■ **MATERIAL**:

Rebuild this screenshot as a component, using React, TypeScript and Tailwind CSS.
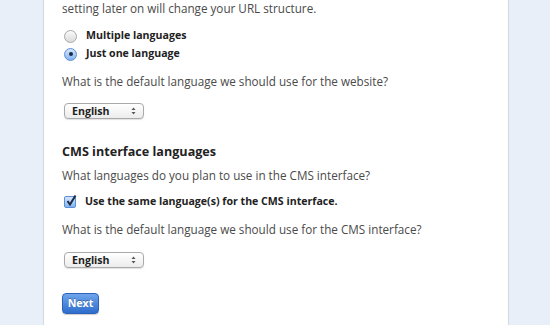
import React from 'react';

function Select() {
    return (
        <div className="flex h-[16px] w-[80px] items-center justify-between rounded-[4px] border border-[#a9a9a9] bg-gradient-to-b from-white to-[#ececec] pl-[7px] pr-[7px] text-[10.6px] font-bold text-[#222] shadow-[0_1px_1px_rgba(0,0,0,0.12)]">
            <span className="leading-[14px]">English</span>
            <svg width="5" height="8" viewBox="0 0 5 8">
                <path d="M0.5 3 L2.5 0.5 L4.5 3 Z" fill="#555" />
                <path d="M0.5 5 L2.5 7.5 L4.5 5 Z" fill="#555" />
            </svg>
        </div>
    );
}

function Radio({ checked }: { checked?: boolean }) {
    return checked ? (
        <span className="flex h-[13px] w-[13px] items-center justify-center rounded-full border border-[#5b8ed6] bg-gradient-to-b from-[#d6e7fc] to-[#82b3ee]">
            <span className="h-[4px] w-[4px] rounded-full bg-[#1d2a44]" />
        </span>
    ) : (
        <span className="h-[13px] w-[13px] rounded-full border border-[#a8a8a8] bg-gradient-to-b from-[#fafafa] to-[#dadada]" />
    );
}

export default function App() {
    return (
        <div className="flex h-[325px] w-[550px] overflow-hidden bg-[#e9eff8] pl-[43px] font-['Open_Sans',sans-serif] text-[#4a4a4a]">
            <div className="h-full w-[466px] border-x border-[#d4d9e0] bg-white pl-[18px]">
                <p className="text-[11.7px] leading-[16px]">setting later on will change your URL structure.</p>

                {/* Website language */}
                <div className="mt-[12px] flex flex-col gap-[2px] text-[10.6px] font-bold text-[#222]">
                    <label className="flex h-[16px] items-center gap-[9px] pl-[2px]">
                        <Radio />
                        Multiple languages
                    </label>
                    <label className="flex h-[16px] items-center gap-[9px] pl-[2px]">
                        <Radio checked />
                        Just one language
                    </label>
                </div>

                <p className="mt-[11px] text-[11.7px] leading-[16px]">What is the default language we should use for the website?</p>
                <div className="mt-[14px] pl-[2px]">
                    <Select />
                </div>

                {/* CMS */}
                <h2 className="mt-[24px] text-[12.6px] font-bold leading-[18px] text-[#222]">CMS interface languages</h2>
                <p className="mt-[6px] text-[11.7px] leading-[16px]">What languages do you plan to use in the CMS interface?</p>
                <label className="mt-[11px] flex h-[16px] items-center gap-[9px] pl-[2px] text-[10.6px] font-bold text-[#222]">
                    <span className="flex h-[12px] w-[12px] items-center justify-center rounded-[2px] border border-[#5b8ed6] bg-gradient-to-b from-[#d6e7fc] to-[#82b3ee]">
                        <svg width="12" height="13" viewBox="0 0 12 13" className="-mt-[3px] -mr-[2px]">
                            <path d="M2.5 7 L5 10.5 L10.5 1.5" fill="none" stroke="#1d2a44" strokeWidth="2" />
                        </svg>
                    </span>
                    Use the same language(s) for the CMS interface.
                </label>

                <p className="mt-[11px] text-[11.7px] leading-[16px]">What is the default language we should use for the CMS interface?</p>
                <div className="mt-[15px] pl-[2px]">
                    <Select />
                </div>

                <button className="mt-[25px] flex h-[21px] w-[37px] items-center justify-center rounded-[4px] border border-[#2c62b8] bg-gradient-to-b from-[#6ea5ec] to-[#2e6dcc] text-[10.6px] font-bold text-white shadow-[0_1px_1px_rgba(0,0,0,0.2)] [text-shadow:0_-1px_0_rgba(0,0,0,0.3)]">
                    Next
                </button>
            </div>
        </div>
    );
}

■ **EXERCISE BRIEF**:
Restate, line by line and word for word, everything from the top of the material through the line that contains "import React from 'react';". Leave pictures out.

■ **SOLVED PROBLEM**:
Rebuild this screenshot as a component, using React, TypeScript and Tailwind CSS.
import React from 'react';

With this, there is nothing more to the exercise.